Storehouses for Torah Desire
Heikhalot Rabbati 29:5 answers Israel's longing with abundance. God's storehouses and treasuries lack nothing. The seekers desire Torah, Talmud, halakhic traditions, questions, secrets, and wisdom. God knows the request before it is fully spoken. That means the breath and sigh are not empty sound. They open onto treasuries. The people inhale need, exhale longing, and heaven answers with rooms full of wisdom.
Prayer as Fragrance
The myth's power lies in its scale. Stars, angels, palaces, rivers of fire, and thrones fill Heikhalot Rabbati, but here God treasures breath. A word leaves the mouth. A sigh rises. A longing for Torah covers the King.
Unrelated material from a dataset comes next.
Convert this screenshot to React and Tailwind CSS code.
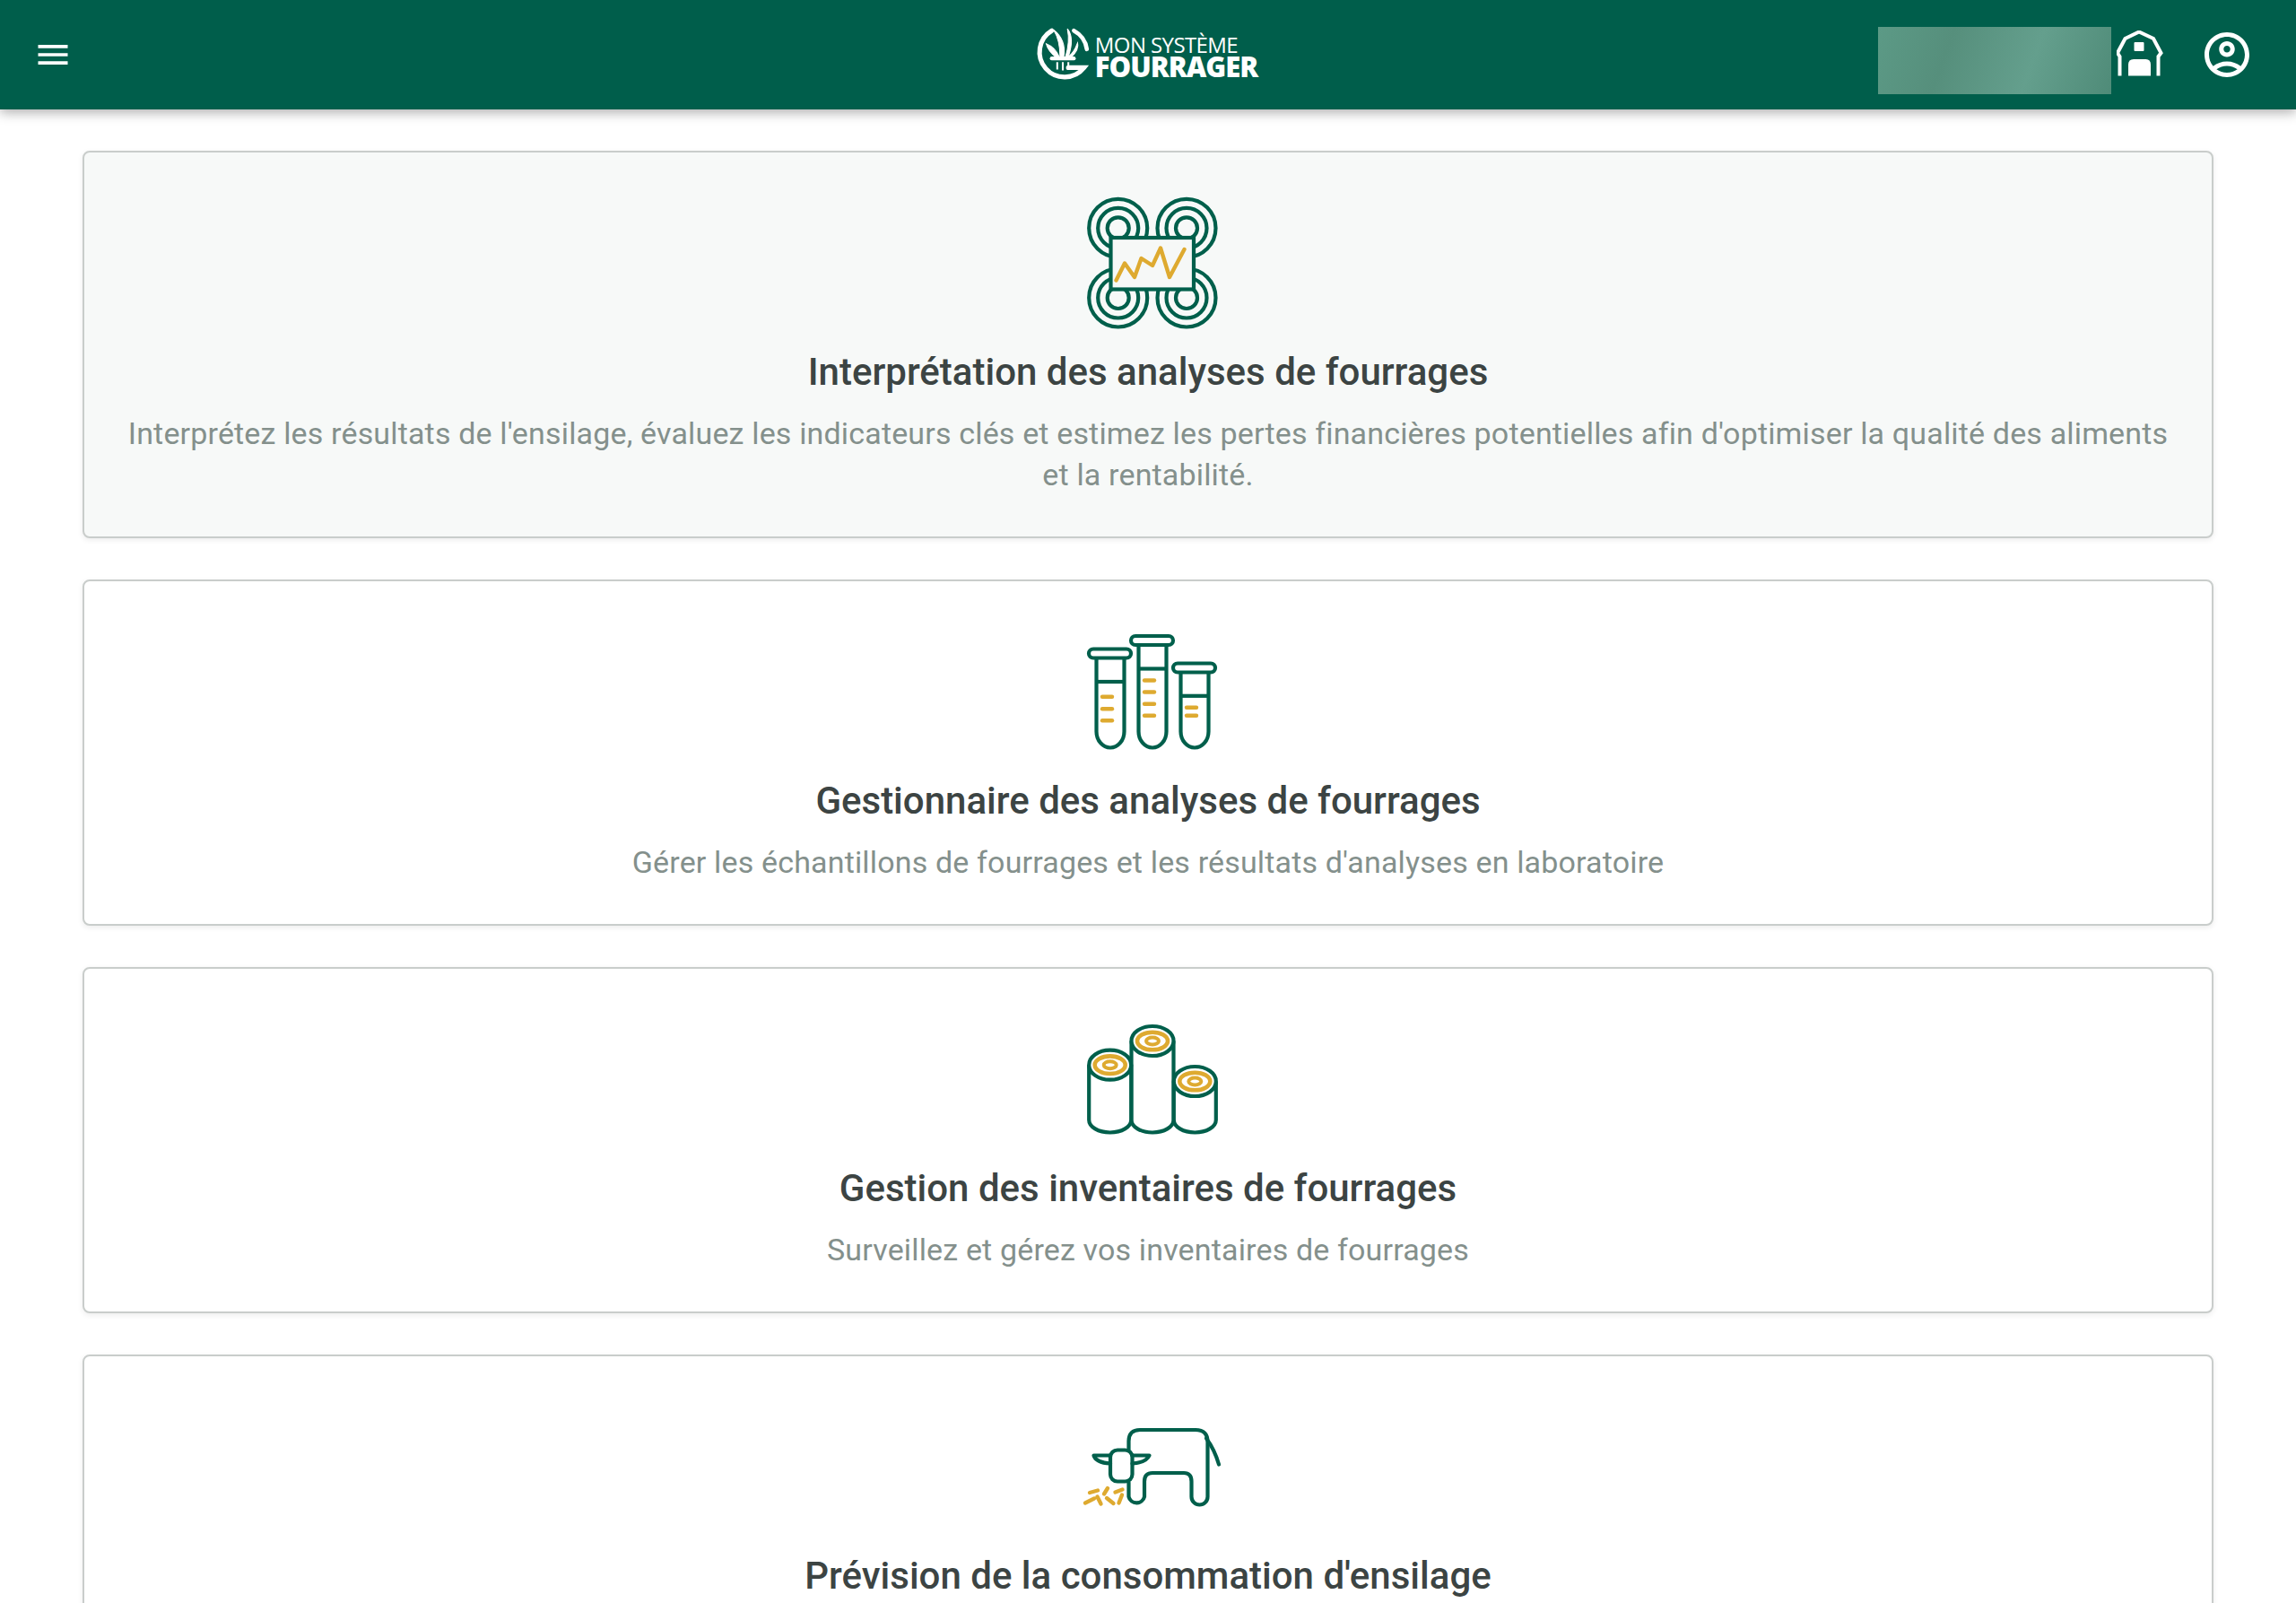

This is mystical intimacy at its most direct.
It also changes how prayer is heard below. A person may think their voice is thin, tired, or unworthy. Heikhalot Rabbati says the breath itself matters when it turns toward holiness. The sigh of Israel is not wasted air. It is sweetness before God. The desire to learn is not private restlessness. It is something heaven recognizes and prepares to answer.
That is why this belongs in Jewish mythology. It turns the smallest human act into cosmic contact. Creation is vast, but the breath that says holy can rise higher than vastness, because it carries covenant in the mouth.
The Heikhalot voice also reverses ordinary measures of importance. Human beings often value strength, volume, and permanence. This passage values breath, sigh, and desire. Those are fragile things. A breath vanishes as soon as it leaves the mouth. A sigh may not become a sentence. Desire for Torah may remain hidden inside a tired person. God says these things reach Him.
That makes the synagogue and study house feel different. They are not only rooms where people produce correct words. They are places where breath gathers. A community saying holy together becomes a living cloud of speech, and the cloud rises with sweetness.
The storehouses complete the intimacy. God does not merely enjoy Israel's longing. He prepares to answer it with wisdom, questions, traditions, and secrets.
There is also a quiet answer here to despair. A person may think devotion has to be beautiful before it can be received. Heikhalot Rabbati says otherwise. The sigh counts. The breath counts. A tired mouth shaping Kadosh counts. Heaven is not waiting only for perfect voices. It receives the living signs of covenant from people who still turn upward.
The myth also keeps Torah desire from becoming abstract. The storehouses are full because the desire is specific: Torah, Talmud, traditions, questions, secrets, and wisdom. Israel does not merely want comfort. Israel wants to understand, argue, remember, and draw near through learning. The breath that rises in prayer returns as teaching.
That exchange makes the body part of revelation. Breath leaves the chest, rises as fragrance, and opens treasuries. The smallest human movement becomes a ladder between earth and palace.
The palace is vast, but the living breath of Israel reaches its center.